Difficulty Turns into Fascination
This is not a user-friendly song. Reading the lyrics once does not reveal every meaning, and the song structure does not fit neatly into a simple verse-bridge-chorus format. Yet that difficulty becomes the force that makes listeners return again and again.
When you are young, the sheer force of the sound surprises you. With a little more age, the symbolism of the lyrics pulls you in. As you listen more closely, you begin to notice the placement of the Mellotron and vocals, and Fripp’s power of design. The same song reveals a different landscape depending on when you hear it. That, I think, is the strength of this song.

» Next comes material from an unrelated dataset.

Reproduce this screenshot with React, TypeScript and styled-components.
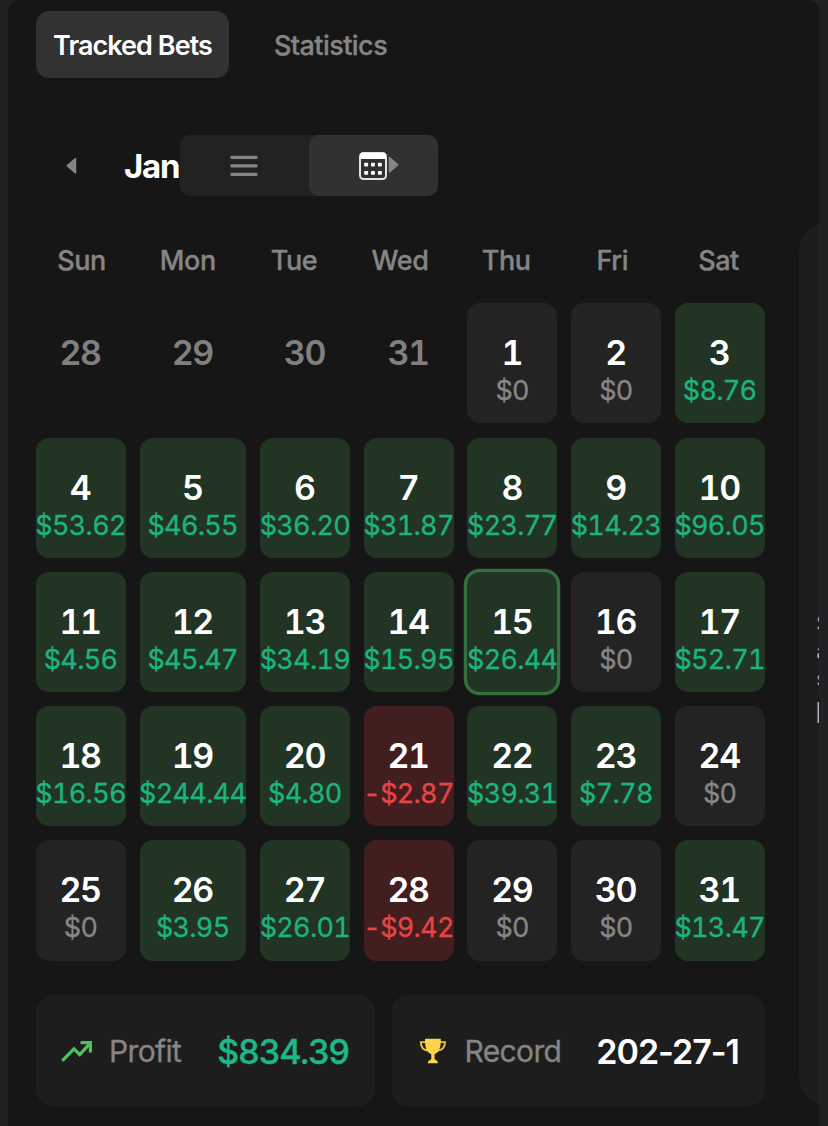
import React from "react";
import styled, { createGlobalStyle } from "styled-components";

const GlobalStyle = createGlobalStyle`
  * { box-sizing: border-box; }
  html, body { margin: 0; background: #212123; }
  body { font-family: Inter, "Liberation Sans", sans-serif; }
  button { font: inherit; border: 0; padding: 0; background: none; color: inherit; }
`;

const Page = styled.div`
  width: 828px;
  height: 1126px;
  padding: 0 9px 0 8px;
  background: #212123;
  overflow: hidden;
`;

const Panel = styled.main`
  height: 1126px;
  padding: 11px 0 0 28px;
  background: #161616;
  border-radius: 12px 10px 0 0;
  overflow: hidden;
  display: flex;
  gap: 34px;
`;

const Main = styled.div`
  flex: 0 0 729px;
  display: flex;
  flex-direction: column;
`;

const Tabs = styled.nav`
  display: flex;
  height: 67px;
  gap: 27.5px;
`;

const Tab = styled.button<{ $active?: boolean; $width: number }>`
  width: ${(p) => p.$width}px;
  height: 67px;
  padding-top: 2px;
  border-radius: 13px;
  font-size: 27px;
  font-weight: ${(p) => (p.$active ? 600 : 500)};
  letter-spacing: ${(p) => (p.$active ? -0.95 : -0.55)}px;
  -webkit-text-stroke: ${(p) => (p.$active ? 0 : 0.35)}px currentColor;
  white-space: nowrap;
  color: ${(p) => (p.$active ? "#ffffff" : "#858585")};
  background: ${(p) => (p.$active ? "#323232" : "transparent")};
`;

const Toolbar = styled.div`
  display: flex;
  align-items: center;
  height: 61px;
  margin-top: 57px;
`;

const PrevButton = styled.button`
  width: 71px;
  height: 61px;
  display: flex;
  align-items: center;
  justify-content: center;
`;

const MonthName = styled.h2`
  width: 72.5px;
  margin: 0;
  padding: 1px 0 0 17px;
  font-size: 33px;
  line-height: 40px;
  font-weight: 700;
  letter-spacing: -1.2px;
  color: #fff;
`;

const ViewToggle = styled.div`
  position: relative;
  width: 258px;
  height: 61px;
  display: flex;
  border-radius: 10px;
  background: #222222;
`;

const ToggleButton = styled.button<{ $active?: boolean }>`
  flex: 1;
  border-radius: 10px;
  display: flex;
  align-items: center;
  justify-content: center;
  background: ${(p) => (p.$active ? "#313131" : "transparent")};
`;

const NextButton = styled.button`
  position: absolute;
  right: 38.5px;
  top: 21px;
  width: 12px;
  height: 18px;
  display: flex;
`;

const Weekdays = styled.div`
  display: grid;
  grid-template-columns: repeat(7, 1fr);
  column-gap: 14px;
  margin: 48px 0 0;
`;

const Weekday = styled.span`
  height: 34px;
  line-height: 34px;
  padding-right: 0.9px;
  text-align: center;
  font-size: 27px;
  font-weight: 500;
  letter-spacing: -0.45px;
  -webkit-text-stroke: 0.35px currentColor;
  color: #858585;
`;

const Calendar = styled.div`
  display: grid;
  grid-template-columns: 89.9px 106.8px repeat(5, 89.9px);
  grid-auto-rows: 120.2px;
  column-gap: 13.8px;
  row-gap: 14.1px;
  margin-top: 25.3px;
  margin-left: -0.2px;
`;

type Tone = "win" | "loss" | "zero" | "outside";

const cellColor: Record<Tone, string> = {
  win: "#223524",
  loss: "#431e1f",
  zero: "#232323",
  outside: "transparent",
};

const amountColor: Record<Tone, string> = {
  win: "#1db37e",
  loss: "#e84347",
  zero: "#868686",
  outside: "transparent",
};

const Cell = styled.div<{ $tone: Tone; $today?: boolean }>`
  display: flex;
  flex-direction: column;
  align-items: center;
  padding-top: 29px;
  border-radius: 13px;
  background: ${(p) => cellColor[p.$tone]};
  box-shadow: ${(p) => (p.$today ? "0 0 0 3.3px #34703c" : "none")};
  font-feature-settings: "tnum";
`;

const DayNumber = styled.span<{ $muted?: boolean }>`
  font-size: 34px;
  line-height: 41px;
  font-weight: 600;
  letter-spacing: -1.4px;
  margin-right: 1.3px;
  color: ${(p) => (p.$muted ? "#808080" : "#fff")};
`;

const Amount = styled.span<{ $tone: Tone }>`
  font-size: 27px;
  line-height: 34px;
  margin-top: 1px;
  letter-spacing: -0.7px;
  margin-right: 0.4px;
  -webkit-text-stroke: 0.3px currentColor;
  white-space: nowrap;
  color: ${(p) => amountColor[p.$tone]};
`;

const Summary = styled.footer`
  display: grid;
  grid-template-columns: 339px 373px;
  column-gap: 17px;
  margin-top: 34px;
`;

const StatCard = styled.section`
  height: 111px;
  display: flex;
  align-items: center;
  padding: 2px 26px 0 25px;
  border-radius: 16px;
  background: #1d1d1d;
`;

const StatLabel = styled.span<{ $gap: number }>`
  margin-left: ${(p) => p.$gap}px;
  font-size: 30px;
  letter-spacing: -0.65px;
  -webkit-text-stroke: 0.3px currentColor;
  color: #858585;
`;

const StatValue = styled.span<{ $positive?: boolean }>`
  margin-left: auto;
  font-size: 34px;
  font-weight: ${(p) => (p.$positive ? 500 : 600)};
  letter-spacing: ${(p) => (p.$positive ? -0.9 : -1)}px;
  -webkit-text-stroke: ${(p) => (p.$positive ? 0.4 : 0)}px currentColor;
  white-space: nowrap;
  color: ${(p) => (p.$positive ? "#1db886" : "#fff")};
`;

const SideCard = styled.aside`
  flex: 0 0 300px;
  height: 882px;
  margin-top: 212px;
  padding: 387px 0 0 17.3px;
  border-radius: 28px;
  background: #1d1d1d;
  color: #fff;
`;

const SideLine = styled.p`
  margin: 0;
  font-size: 22px;
  line-height: 27.5px;
  opacity: 0.65;
`;

const SideTitle = styled.p`
  margin: 2px 0 0 -1.3px;
  font-size: 29px;
  line-height: 35px;
  opacity: 0.65;
`;

type Day = [number, string?];

const days: Day[] = [
  [28], [29], [30], [31], [1, "$0"], [2, "$0"], [3, "$8.76"],
  [4, "$53.62"], [5, "$46.55"], [6, "$36.20"], [7, "$31.87"], [8, "$23.77"], [9, "$14.23"], [10, "$96.05"],
  [11, "$4.56"], [12, "$45.47"], [13, "$34.19"], [14, "$15.95"], [15, "$26.44"], [16, "$0"], [17, "$52.71"],
  [18, "$16.56"], [19, "$244.44"], [20, "$4.80"], [21, "-$2.87"], [22, "$39.31"], [23, "$7.78"], [24, "$0"],
  [25, "$0"], [26, "$3.95"], [27, "$26.01"], [28, "-$9.42"], [29, "$0"], [30, "$0"], [31, "$13.47"],
];

const toneOf = (amount?: string): Tone => {
  if (!amount) return "outside";
  if (amount === "$0") return "zero";
  return amount.startsWith("-") ? "loss" : "win";
};

const ListIcon = () => (
  <svg width="28" height="22" viewBox="0 0 28 22" stroke="#858585" strokeWidth="3.2" strokeLinecap="round">
    <path d="M1.8 2.3H26.2M1.8 10.8H26.2M1.8 19.3H26.2" />
  </svg>
);

const CalendarIcon = () => (
  <svg width="28" height="28" viewBox="0 0 28 28">
    <rect x="1" y="1" width="26" height="26" rx="3.5" fill="none" stroke="#e2e2e2" strokeWidth="2" />
    <path d="M1 7V4.5Q1 1 4.5 1H23.5Q27 1 27 4.5V7Z" fill="#fff" />
    {[5.2, 12, 18.9].map((x) =>
      [10.7, 19.1].map((y) => <rect key={`${x}-${y}`} x={x} y={y} width="3.9" height="3.7" rx=".7" fill="#fff" />)
    )}
  </svg>
);

const TrendIcon = () => (
  <svg width="32" height="22" viewBox="0 0 32 22" fill="none" stroke="#4fc15b" strokeWidth="3.2" strokeLinecap="round">
    <path d="M2.2 19.8L13 8.8L18.7 14.6L28.6 3.8" strokeLinejoin="miter" />
    <path d="M20.8 2.7H29.4V11.2" />
  </svg>
);

const TrophyIcon = () => (
  <svg width="30" height="26" viewBox="-2 0 30 26">
    <path
      d="M7 4.1H1.8C1.8 9.4 4.4 12.4 9.5 12.9M20.5 4.1H26C26 9.4 23.2 12.4 18 12.9"
      fill="none"
      stroke="#edc43c"
      strokeWidth="1.9"
    />
    <path
      d="M6 .7H21.8V3.2C21.8 10.3 19.5 14.4 15.6 16.2V20.9C16.2 22.2 19 22 19 25.2H8.8C8.8 22 11.7 22.2 12.3 20.9V16.2C8.3 14.4 6 10.3 6 3.2Z"
      fill="#fcd34b"
    />
  </svg>
);

export default function App() {
  return (
    <Page>
      <GlobalStyle />
      <Panel>
        <Main>
          <Tabs>
            <Tab $active $width={193}>Tracked Bets</Tab>
            <Tab $width={148}>Statistics</Tab>
          </Tabs>
          <Toolbar>
            <PrevButton aria-label="Previous month">
              <svg width="11" height="18" viewBox="0 0 11 18">
                <path d="M9.5 1.5V16L1.2 8.8Z" fill="#858585" stroke="#858585" strokeWidth="1.5" strokeLinejoin="round" />
              </svg>
            </PrevButton>
            <MonthName>Jan</MonthName>
            <ViewToggle>
              <ToggleButton aria-label="List view"><ListIcon /></ToggleButton>
              <ToggleButton $active aria-label="Calendar view"><CalendarIcon /></ToggleButton>
              <NextButton aria-label="Next month">
                <svg width="12" height="18" viewBox="0 0 12 18">
                  <path d="M2.5 1.5V16L10.8 8.8Z" fill="#858585" stroke="#858585" strokeWidth="1.5" strokeLinejoin="round" />
                </svg>
              </NextButton>
            </ViewToggle>
          </Toolbar>
          <Weekdays>
            {["Sun", "Mon", "Tue", "Wed", "Thu", "Fri", "Sat"].map((name) => (
              <Weekday key={name}>{name}</Weekday>
            ))}
          </Weekdays>
          <Calendar>
            {days.map(([day, amount], i) => {
              const tone = toneOf(amount);
              return (
                <Cell key={i} $tone={tone} $today={day === 15}>
                  <DayNumber $muted={!amount}>{day}</DayNumber>
                  {amount && <Amount $tone={tone}>{amount}</Amount>}
                </Cell>
              );
            })}
          </Calendar>
          <Summary>
            <StatCard>
              <TrendIcon />
              <StatLabel $gap={16}>Profit</StatLabel>
              <StatValue $positive>$834.39</StatValue>
            </StatCard>
            <StatCard>
              <TrophyIcon />
              <StatLabel $gap={17.5}>Record</StatLabel>
              <StatValue>202-27-1</StatValue>
            </StatCard>
          </Summary>
        </Main>
        <SideCard>
          <SideLine>S</SideLine>
          <SideLine>a</SideLine>
          <SideLine>s</SideLine>
          <SideTitle>E</SideTitle>
        </SideCard>
      </Panel>
    </Page>
  );
}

Finally: For Robert Fripp’s Birthday
The Court of the Crimson King Still Resounds
“The Court of the Crimson King” is a piece that showed rock could become more complex, more literary, and more dramatic. With this one song, King Crimson greatly expanded the expressive territory of rock.
Robert Fripp was not merely an outstanding guitarist. Under the name King Crimson, he created a system in which music could continue to change. At the starting point of that system stands In the Court of the Crimson King, an album that still radiates a strange brilliance today.
The Crown Does Not Age, and the Court Does Not Collapse
Who is the Crimson King? Where is the court? Why does the jester pull the strings instead of performing? The answers cannot be reduced to one fixed explanation.
That is precisely why this song can be heard again and again. The moment the vast sound of the Mellotron begins, a stone gate rises before the listener, and we are led once more into the court of the Crimson King.
As a song to hear on Robert Fripp’s birthday, few choices could be more fitting than “The Court of the Crimson King.” Fantasy, madness, structural beauty, and the future of rock—all of them continue to resound inside this song.